The helicopter, which is designed for high altitudes, gives ready access to medical services in other areas and helps complete the package when it comes to responding to medical emergencies, he said.

Wells says the area includes mining operations and lots of recreational activity, tourists and elderly people. So there’s potential for something to go awry.

“There’s constantly a lot of moving parts,” he said. “If someone gets injured, it’s reassuring to have something so close that can be that effective.”

The greater speed — the helicopter flies 130 to 140 mph — in getting treatment to patients who are in critical need is vital.

“Just the amount of time that it could save in that situation could be very incredible,” Wells said. “It could be the difference between life and death.”

Further, he’s had the chance to ride on the helicopter and was able to get a bird’s-eye view of the entire county. That could come in handy during a search and provide a better idea of how long it would take to reach someone in the backcountry who needs help.
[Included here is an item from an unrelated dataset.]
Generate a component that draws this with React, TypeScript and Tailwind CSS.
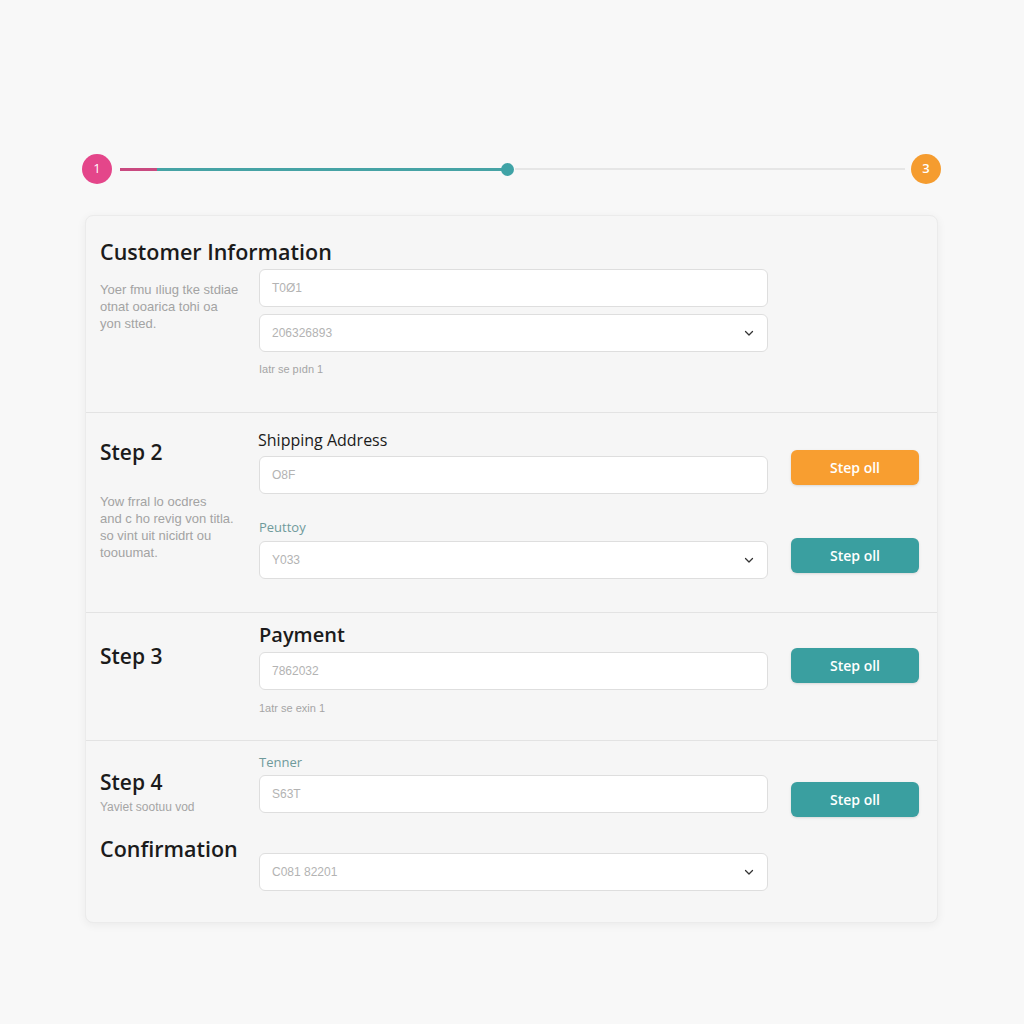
import React from 'react';

const sans = { fontFamily: '"Open Sans", "Noto Sans", sans-serif' };

function Chevron(): React.JSX.Element {
  return (
    <svg width="12" height="12" viewBox="0 0 24 24" fill="none" stroke="#333" strokeWidth="2.5" strokeLinecap="round" strokeLinejoin="round">
      <path d="M5 9l7 7 7-7" />
    </svg>
  );
}

function Field({ value, select = false }: { value: string; select?: boolean }): React.JSX.Element {
  return (
    <div className="h-[38px] w-full rounded-md border border-[#dedede] bg-white px-3 flex items-center justify-between">
      <span className="text-[12px] text-[#b3b3b3] font-['Liberation_Sans',sans-serif]">{value}</span>
      {select && <Chevron />}
    </div>
  );
}

function StepButton({ color }: { color: 'orange' | 'teal' }): React.JSX.Element {
  const bg = color === 'orange' ? 'bg-[#f89e30]' : 'bg-[#3a9fa0]';
  return (
    <button className={`${bg} h-[35px] w-[128px] rounded-md text-white text-[14px] font-semibold shadow-sm`}>
      Step oll
    </button>
  );
}

// left column description text
function Desc({ lines }: { lines: string[] }): React.JSX.Element {
  return (
    <p className="text-[13px] leading-[17px] text-[#a3a3a3] font-['Liberation_Sans',sans-serif] whitespace-nowrap">
      {lines.map((l, i) => (
        <span key={i} className="block">{l}</span>
      ))}
    </p>
  );
}

export default function App(): React.JSX.Element {
  return (
    <div className="min-h-[1024px] w-full bg-[#f8f8f8]" style={sans}>
      {/* progress */}
      <div className="pt-[154px] pl-[82px] pr-[83px] flex items-center">
        <div className="h-[30px] w-[30px] rounded-full bg-[#e4468a] text-white text-[13px] flex items-center justify-center">1</div>
        <div className="ml-[8px] h-[3px] w-[37px] bg-[#c94a80]" />
        <div className="h-[3px] w-[346px] bg-[#46a3a5]" />
        <div className="h-[13px] w-[13px] rounded-full bg-[#3fa3a6] -ml-[2px]" />
        <div className="h-[2px] flex-1 bg-[#e6e6e6] ml-[1px] mr-[6px]" />
        <div className="h-[30px] w-[30px] rounded-full bg-[#f59c2f] text-white text-[13px] font-semibold flex items-center justify-center">3</div>
      </div>

      {/* card */}
      <div className="mt-[31px] ml-[85px] w-[853px] rounded-lg border border-[#ebebeb] bg-[#f6f6f6] shadow-[0_2px_10px_rgba(0,0,0,0.06)]">
        {/* section 1 */}
        <div className="h-[197px] border-b border-[#e3e3e3] pl-[14px] pt-[22px]">
          <h2 className="text-[21.5px] leading-[28px] font-semibold text-[#1b1b1b]">Customer Information</h2>
          <div className="mt-[3px] grid grid-cols-[159px_509px] items-start">
            <div className="pt-[12px]">
              <Desc lines={['Yoer fmu ıliug tke stdiae', 'otnat ooarica tohi oa', 'yon stted.']} />
            </div>
            <div className="flex flex-col gap-[7px]">
              <Field value="T0Ø1" />
              <Field value="206326893" select />
              <span className="mt-[3px] text-[11px] leading-[14px] text-[#a5a5a5] font-['Liberation_Sans',sans-serif]">Iatr se pıdn 1</span>
            </div>
          </div>
        </div>

        {/* section 2 */}
        <div className="h-[200px] border-b border-[#e3e3e3] pl-[14px] grid grid-cols-[159px_509px_151px] items-start">
          <div className="pt-[25px]">
            <h3 className="text-[21px] leading-[28px] font-semibold text-[#1b1b1b]">Step 2</h3>
            <div className="mt-[27px]">
              <Desc lines={['Yow frral lo ocdres', 'and c ho revig von titla.', 'so vint uit nicidrt ou', 'toouumat.']} />
            </div>
          </div>
          <div className="pt-[17px]">
            <div className="text-[16px] leading-[20px] font-medium text-[#1b1b1b] -ml-[1px]">Shipping Address</div>
            <div className="mt-[6px]"><Field value="O8F" /></div>
            <div className="mt-[25px] text-[13px] leading-[16px] text-[#6f9a9b]">Peuttoy</div>
            <div className="mt-[6px]"><Field value="Y033" select /></div>
          </div>
          <div className="pl-[23px] pt-[37px] flex flex-col gap-[53px]">
            <StepButton color="orange" />
            <StepButton color="teal" />
          </div>
        </div>

        {/* section 3 */}
        <div className="h-[128px] border-b border-[#e3e3e3] pl-[14px] grid grid-cols-[159px_509px_151px] items-start">
          <div className="pt-[29px]">
            <h3 className="text-[21px] leading-[28px] font-semibold text-[#1b1b1b]">Step 3</h3>
          </div>
          <div className="pt-[9px]">
            <div className="text-[20px] leading-[26px] font-semibold text-[#1b1b1b]">Payment</div>
            <div className="mt-[4px]"><Field value="7862032" /></div>
            <div className="mt-[11px] text-[11px] leading-[14px] text-[#a5a5a5] font-['Liberation_Sans',sans-serif]">1atr se exin 1</div>
          </div>
          <div className="pl-[23px] pt-[35px]">
            <StepButton color="teal" />
          </div>
        </div>

        {/* section 4 */}
        <div className="h-[181px] pl-[14px] grid grid-cols-[159px_509px_151px] items-start">
          <div className="pt-[27px]">
            <h3 className="text-[21px] leading-[28px] font-semibold text-[#1b1b1b]">Step 4</h3>
            <div className="mt-[3px] text-[12px] leading-[16px] text-[#a5a5a5] font-['Liberation_Sans',sans-serif]">Yaviet sootuu vod</div>
            <h3 className="mt-[20px] text-[21.5px] leading-[28px] font-semibold text-[#1b1b1b] whitespace-nowrap">Confirmation</h3>
          </div>
          <div className="pt-[13px]">
            <div className="text-[13px] leading-[16px] text-[#6f9a9b]">Tenner</div>
            <div className="mt-[5px]"><Field value="S63T" /></div>
            <div className="mt-[40px]"><Field value="C081 82201" select /></div>
          </div>
          <div className="pl-[23px] pt-[41px]">
            <StepButton color="teal" />
          </div>
        </div>
      </div>
    </div>
  );
}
Mike Jenkins, the area manager for Air Idaho Rescue in Montana and Idaho, says the company chose Soda Springs to base the helicopter because of its ideal location.

“All of our data pointed to Soda,” Jenkins said.

Christopher Kokoska, director of business development for Air Methods, said Air Methods is the parent organization for companies in 48 states, including about 350 helicopters and about 40 fixed-wing airplanes.

He said that just in July, the helicopter in Soda Springs, which is available 24/7, provided 20 medical transports. Overall, it’s flown 40 to 50 transports since opening.

The company, which has the lowest accident rate per flight hour for medical helicopters in the U.S., also flies a lot of children suffering newborn issues to hospitals.

“To have access to a helicopter makes everything better in so many ways,” Wells said. “We’re very appreciative they picked Caribou County for this.”